Members of the Baltimore City Council are speaking out against a change made by the state bus system that is causing students to miss after-school activities.
Councilman Zeke Cohen, chairman of the council's Education and Youth Committee, held a news conference Monday to voice concerns about a deal between the Baltimore school system and the Maryland Transit Administration that limits the nighttime hours students can ride MTA buses for free.
The change is leaving students without transportation after sporting events and educational after-school activities, Cohen told reporters at City Hall. He said the council will hold an investigative hearing into the matter.
"This has caused significant hardship to children and families," Cohen said. "Less than two years out of the unrest [after the death of Freddie Gray], this policy sends the message that children don't matter. … These programs are life-and-death for our kids."
Under a previous contract between Baltimore's public schools and the MTA, students could ride the buses for free from 5 a.m. to 8 p.m. using a card called the S-Pass.
Schools officials acknowledged the problem and said they were trying to fix it.
Schools spokeswoman Edie House Foster said the district is phasing out the S-Pass and adopting the One Card, a version of the MTA's Charm Card. City Councilman Brandon Scott has pushed for the One Card as a way to allow students to carry a single card instead of four to access different services.
"Students who participate in school-based after-school programs that end after 6:00 p.m. receive MTA tickets for evening travel, provided at City Schools' expense," House Foster said in a statement. "The district is currently exploring options to meet the transportation needs of students who participate in after-school activities at locations other than their schools, but so far has been unable to identify a funding source."
Susan Malone is director of the nonprofit Wide Angle Youth Media, which teaches students about media and storytelling. She said the restricted bus hours have left some participants having trouble getting home.
"To make such a radical shift is impacting students at Wide Angle," she said. "We're just trying to make sure that we say to them, 'Transportation is not going to be a barrier for you.'"
Brian Thompson, a 12th-grader at Digital Harbor High who interns at Wide Angle Youth Media, said students weren't given much notice before the change went into effect.

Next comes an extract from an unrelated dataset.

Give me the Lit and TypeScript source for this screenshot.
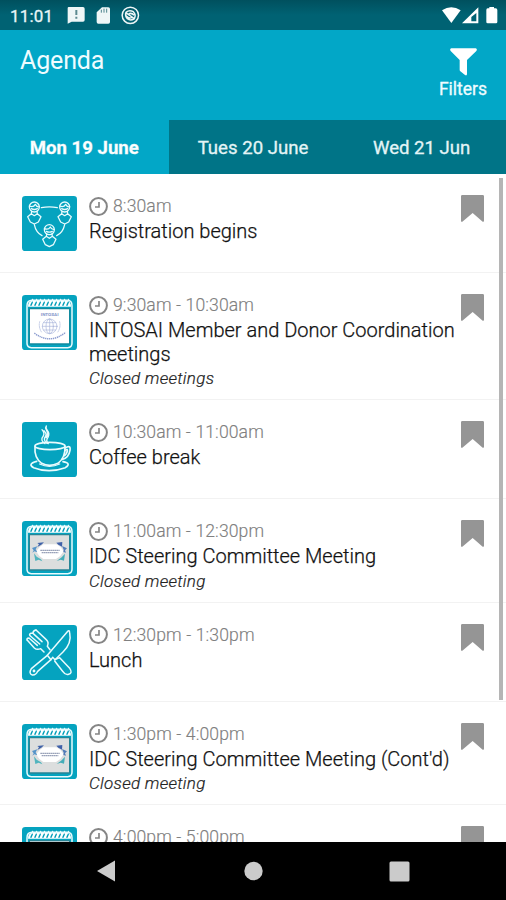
import { LitElement, html, svg, css, nothing } from "lit";
import { customElement, property, state } from "lit/decorators.js";
import { classMap } from "lit/directives/class-map.js";

type Kind = "people" | "seal" | "coffee" | "idc" | "lunch";
interface Session {
  kind: Kind;
  time: string;
  title?: string;
  note?: string;
}

const sessions: Session[] = [
  { kind: "people", time: "8:30am", title: "Registration begins" },
  { kind: "seal", time: "9:30am - 10:30am", title: "INTOSAI Member and Donor Coordination meetings", note: "Closed meetings" },
  { kind: "coffee", time: "10:30am - 11:00am", title: "Coffee break" },
  { kind: "idc", time: "11:00am - 12:30pm", title: "IDC Steering Committee Meeting", note: "Closed meeting" },
  { kind: "lunch", time: "12:30pm - 1:30pm", title: "Lunch" },
  { kind: "idc", time: "1:30pm - 4:00pm", title: "IDC Steering Committee Meeting (Cont'd)", note: "Closed meeting" },
  { kind: "idc", time: "4:00pm - 5:00pm" },
];

const person = (x: number, y: number) => svg`
  <g transform="translate(${x} ${y})">
    <circle r="15" cy="-17"/>
    <path d="M-15-20Q-3-15 3-25Q7-16 15-18M-9-12Q0-7 9-12"/>
    <path d="M-8-4L-9 3L-20 12L-12 28L0 34L12 28L20 12L9 3L8-4M-9 3L0 9L9 3"/>
  </g>`;

const calendar = svg`
  <path d="M15 145V32Q15 16 30 16H136Q150 16 150 32V145Q150 158 137 158H28Q15 158 15 145Z" stroke-width="4.5"/>
  <path d="M18 35Q18 18 30 18H135Q147 18 147 35Z" fill="#fff" stroke="none"/>
  <path d="M27 31L31 21M39 31L43 21M51 31L55 21M63 31L67 21M75 31L79 21M87 31L91 21M99 31L103 21M111 31L115 21M123 31L127 21M135 31L139 21" stroke="#05a0ba" stroke-width="4.5"/>
  <path d="M29 20L32 13M41 20L44 13M53 20L56 13M65 20L68 13M77 20L80 13M89 20L92 13M101 20L104 13M113 20L116 13M125 20L128 13M137 20L140 13" stroke-width="4"/>`;

const art: Record<Kind, unknown> = {
  people: svg`
    <g stroke-width="3.8">
      ${person(37, 50)}${person(128, 50)}${person(82, 118)}
      <path d="M58 35Q82 30 106 35M37 86Q42 110 60 119M104 119Q123 110 128 86"/>
    </g>`,
  seal: svg`
    ${calendar}
    <rect x="22" y="41" width="121" height="106" rx="2" fill="#fff" stroke="#128a9e" stroke-width="4"/>
    <g stroke="#a9b5db" stroke-width="2">
      <circle cx="83" cy="94" r="22"/>
      <ellipse cx="83" cy="94" rx="11" ry="22"/>
      <path d="M83 72V116M61 94H105M65 83H101M65 105H101"/>
      <path d="M53 80Q49 97 59 112M113 80Q117 97 107 112" stroke-dasharray="4 3"/>
      <path d="M37 114Q83 150 131 112" stroke="#8d9dd0" stroke-width="4.5" stroke-linecap="butt" stroke-dasharray="4 2"/>
    </g>
    <text x="83" y="64" class="tiny" textLength="53" lengthAdjust="spacingAndGlyphs">INTOSAI</text>`,
  coffee: svg`
    <g stroke-width="5">
      <ellipse cx="84" cy="72" rx="45" ry="11"/>
      <path d="M39 73Q36 107 59 124Q82 136 108 124Q131 106 129 73"/>
      <path d="M129 78Q147 67 144 85Q140 108 121 112M130 85Q138 79 136 88Q133 99 125 102"/>
      <path d="M44 118Q15 126 35 137Q80 155 130 137Q150 124 123 119"/>
      <path d="M53 126Q82 140 113 126" stroke-width="4"/>
      <path d="M69 65Q53 55 64 42Q69 34 60 23M75 64Q62 54 71 42Q75 35 66 26M73 47Q80 35 73 24Q69 17 73 12Q70 18 76 25Q84 34 78 46Q70 56 79 65" stroke-width="4"/>
    </g>`,
  idc: svg`
    ${calendar}
    <rect x="22" y="41" width="121" height="106" rx="2" fill="#dcdede" stroke="#278596" stroke-width="4"/>
    <path d="M54 77L64 70H103L115 77L125 91L115 105L102 114H64L52 105L42 91Z" fill="#fff" stroke="none"/>
    <g stroke="none">
      <path d="M46 66L66 64L58 71L46 78L51 70Z" fill="#3f62a8"/>
      <path d="M30 81L46 76L41 85L46 94L37 91L31 95L35 88Z" fill="#5694c9"/>
      <path d="M36 97L44 107L57 115L61 121L50 116L40 120Z" fill="#51b4be"/>
      <path d="M103 65L121 63L120 77L109 71Z" fill="#3e60a9"/>
      <path d="M120 75L135 82L129 88L132 95L124 93L125 86Z" fill="#527cb8"/>
      <path d="M129 98L126 119L116 116L104 120L119 109Z" fill="#45adb8"/>
    </g>
    <path d="M55 88H113M59 95H109" stroke="#98a1b8" stroke-width="3.5" stroke-linecap="butt" stroke-dasharray="5 1"/>`,
  lunch: svg`
    <g stroke-width="4.5">
      <path d="M16 46L37 69Q45 76 56 71L66 81M42 15L72 43Q82 51 76 64L84 74"/>
      <path d="M16 46Q12 39 21 39L46 61M25 33L53 57M33 25L60 50M25 33Q20 28 26 25L33 25Q32 17 42 15"/>
      <path d="M76 91L136 20Q142 13 143 23Q150 55 123 81L99 104L92 97L87 104L76 91"/>
      <path d="M76 91L28 131Q19 146 31 150Q42 151 47 139L87 104"/>
      <path d="M99 104L113 98L143 130Q153 144 140 148Q130 151 123 140L98 108"/>
      <circle cx="36" cy="138" r="2"/>
    </g>`,
};

@customElement("session-row")
export class SessionRow extends LitElement {
  @property({ attribute: false }) session!: Session;

  static styles = css`
    :host { display: block; border-bottom: 1px solid #f2f2f2; box-sizing: border-box; min-height: 99px; }
    .row { display: flex; padding: 22px 22px 0 22px; }
    .tile { flex: none; width: 55px; height: 55px; display: block; }
    .copy { flex: 1; min-width: 0; padding: 0 0 10px 12px; margin-right: -8px; }
    .when { display: flex; align-items: center; gap: 5px; height: 20px; font-size: 17.6px; font-weight: 300; color: #808080; letter-spacing: 0.1px; -webkit-text-stroke: 0.15px #808080; }
    .clock { width: 19px; height: 19px; flex: none; }
    .title { font-size: 20px; font-weight: 300; line-height: 23.5px; color: #111; margin-top: 4px; -webkit-text-stroke: 0.25px #111; }
    .note { font-size: 17px; line-height: 21px; padding-top: 2px; font-weight: 300; font-style: italic; color: #222; letter-spacing: 0.28px; -webkit-text-stroke: 0.2px #222; }
    .mark { flex: none; width: 23px; height: 27px; margin-top: -1px; }
    .tiny { font: bold 12px Roboto, sans-serif; fill: #8395c9; stroke: none; text-anchor: middle; }
  `;

  render() {
    const s = this.session;
    return html`<div class="row">
      <svg class="tile" viewBox="0 0 165 165" fill="none" stroke="#e9fbfd" stroke-linecap="round" stroke-linejoin="round">
        <rect width="165" height="165" rx="10" fill="#05a3bf" stroke="none"></rect>
        ${art[s.kind]}
      </svg>
      <div class="copy">
        <div class="when">
          <svg class="clock" viewBox="0 0 57 57" fill="none" stroke="#858585" stroke-width="6">
            <circle cx="28.5" cy="28.5" r="25.2"></circle><path d="M30 15V30H18" stroke-width="5"></path>
          </svg>
          <span>${s.time}</span>
        </div>
        ${s.title ? html`<div class="title">${s.title}</div>` : nothing}
        ${s.note ? html`<div class="note">${s.note}</div>` : nothing}
      </div>
      <svg class="mark" viewBox="0 0 69 81"><path d="M4 0H65Q69 0 69 4V78Q69 81 65 80L35 54L4 80Q0 82 0 77V4Q0 0 4 0Z" fill="#959595"/></svg>
    </div>`;
  }
}

@customElement("app-root")
export class AppRoot extends LitElement {
  @state() private day = 0;
  private days = ["Mon 19 June", "Tues 20 June", "Wed 21 Jun"];

  static styles = css`
    :host { display: flex; flex-direction: column; height: 900px; width: 506px; overflow: hidden; background: #fff; font-family: Roboto, sans-serif; }
    .status { flex: none; height: 30px; display: flex; align-items: center; justify-content: space-between; background: linear-gradient(#00505e, #006273 50%, #006273); color: #fff; padding: 0 7px 0 10px; }
    .left { display: flex; align-items: center; }
    .clock { font-size: 17px; line-height: 30px; padding-top: 2px; width: 56px; letter-spacing: 0.2px; color: #e8f5f7; -webkit-text-stroke: 0.3px #e8f5f7; }
    .sys { display: block; height: 30px; }
    .header { flex: none; height: 90px; background: #02a7c7; color: #effcff; display: flex; justify-content: space-between; padding: 0 19px 0 20px; box-sizing: border-box; }
    .heading { margin: 0; font-size: 25px; font-weight: 400; line-height: 30px; padding-top: 16px; letter-spacing: -0.15px; }
    .filters { display: flex; flex-direction: column; align-items: center; padding-top: 18px; font-size: 17.5px; line-height: 22px; width: 48px; -webkit-text-stroke: 0.3px #effcff; }
    .funnel { width: 27px; height: 28px; margin-bottom: 2px; }
    .tabs { flex: none; height: 54px; display: grid; grid-template-columns: repeat(3, 1fr); background: #007487; }
    .tab { display: flex; align-items: center; justify-content: center; font-size: 18.6px; color: #e4f4f6; padding-top: 2px; white-space: nowrap; -webkit-text-stroke: 0.3px #e4f4f6; }
    .tab.on { background: #02a7c7; color: #fff; font-weight: 700; }
    .list { flex: 1; min-height: 0; overflow: hidden; position: relative; }
    .thumb { position: absolute; right: 3px; top: 4px; width: 4px; height: 522px; background: #b5b5b5; }
    .nav { flex: none; height: 58px; background: #000; }
    .keys { display: block; width: 506px; height: 58px; }
  `;

  render() {
    return html`
      <div class="status">
        <div class="left">
          <span class="clock">11:01</span>
          <svg class="sys" width="76" viewBox="0 0 228 90" fill="#eef6f7">
            <path d="M8 21H51Q56 21 56 26V60Q56 65 51 65H17L5 71V25Q5 21 8 21Z"/>
            <path d="M28 30H34V45H28ZM28 50H34V56H28Z" fill="#5b8990"/>
            <path d="M108 22H127Q132 22 132 27V66Q132 71 127 71H97Q92 71 92 66V37Z"/>
            <path d="M106 29V38M114 26V38M122 26V38" stroke="#4f858e" stroke-width="3"/>
            <circle cx="193" cy="46" r="24.5" fill="none" stroke="#eef6f7" stroke-width="4.5"/>
            <path d="M180 37Q190 28 202 35Q212 45 204 57Q193 63 184 56Q176 47 180 37ZM179 38L207 57M187 43Q196 36 204 46M181 48Q188 57 199 52" fill="none" stroke="#eef6f7" stroke-width="4.5"/>
          </svg>
        </div>
        <svg class="sys" width="58" viewBox="566 0 174 90" fill="#fff">
          <path d="M569 31Q597 12 625 31L597 69Z"/>
          <path d="M678 22V70H629ZM672 39L657 51V64H672Z" fill-rule="evenodd"/>
          <path d="M711 21H725V25H730Q735 25 735 30V66Q735 70 731 70H706Q702 70 702 66V30Q702 25 706 25H711Z"/>
        </svg>
      </div>
      <div class="header">
        <h1 class="heading">Agenda</h1>
        <div class="filters">
          <svg class="funnel" viewBox="0 0 81 84" fill="#fff"><path d="M4 1H77Q83 3 79 9L51 36V79Q50 84 45 81L31 70Q29 68 29 65V36L2 9Q-2 3 4 1Z"/></svg>
          <span>Filters</span>
        </div>
      </div>
      <div class="tabs">
        ${this.days.map((d, i) => html`<div class=${classMap({ tab: true, on: i === this.day })} @click=${() => (this.day = i)}>${d}</div>`)}
      </div>
      <div class="list">
        ${sessions.map((s) => html`<session-row .session=${s}></session-row>`)}
        <div class="thumb"></div>
      </div>
      <div class="nav">
        <svg class="keys" viewBox="0 0 506 58" fill="#cbcbcb">
          <path d="M97 29L115 18.5V39.5Z"/><circle cx="253.5" cy="29" r="9.2"/><rect x="389.5" y="19.5" width="20" height="20" rx="1.5"/>
        </svg>
      </div>`;
  }
}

"There are many students who have after-school activities, such as clubs or athletics," said Thompson, 18. "By changing the time from 8 to 6, it's making it difficult for students to get home. If they would have given the students warning, we could have maybe come up with alternatives.
"Not all students have a family member or a reliable ride home. The vast majority of us have to catch public transportation, and most of us have other stuff to do after school."
Patrice Hutton is founder of Writers in Baltimore Schools, a program that helps low-income middle-school students with literary development. Hutton said she has raised concerns about transportation home from after-school programs repeatedly with city officials but has received little response.
Hutton said she surveyed 61 students who participate in her program and found more than 95 percent said the limited hours hampered "their ability to participate in extracurricular activities."
Hutton said she's started paying for rides for students who can't afford a bus pass.
"We are spending so much of our budget now on Uber," she said. "That's not sustainable."
Joining Cohen and Malone at the City Hall news conference were council members Kris Burnett, Mary Pat Clarke, Ryan Dorsey, Brandon Scott and Shannon Sneed.
"The council needs to assert itself on these types of issues," Cohen said. "We were elected because the citizens were dissatisfied with the status quo. It's time to step up and get involved in this issue."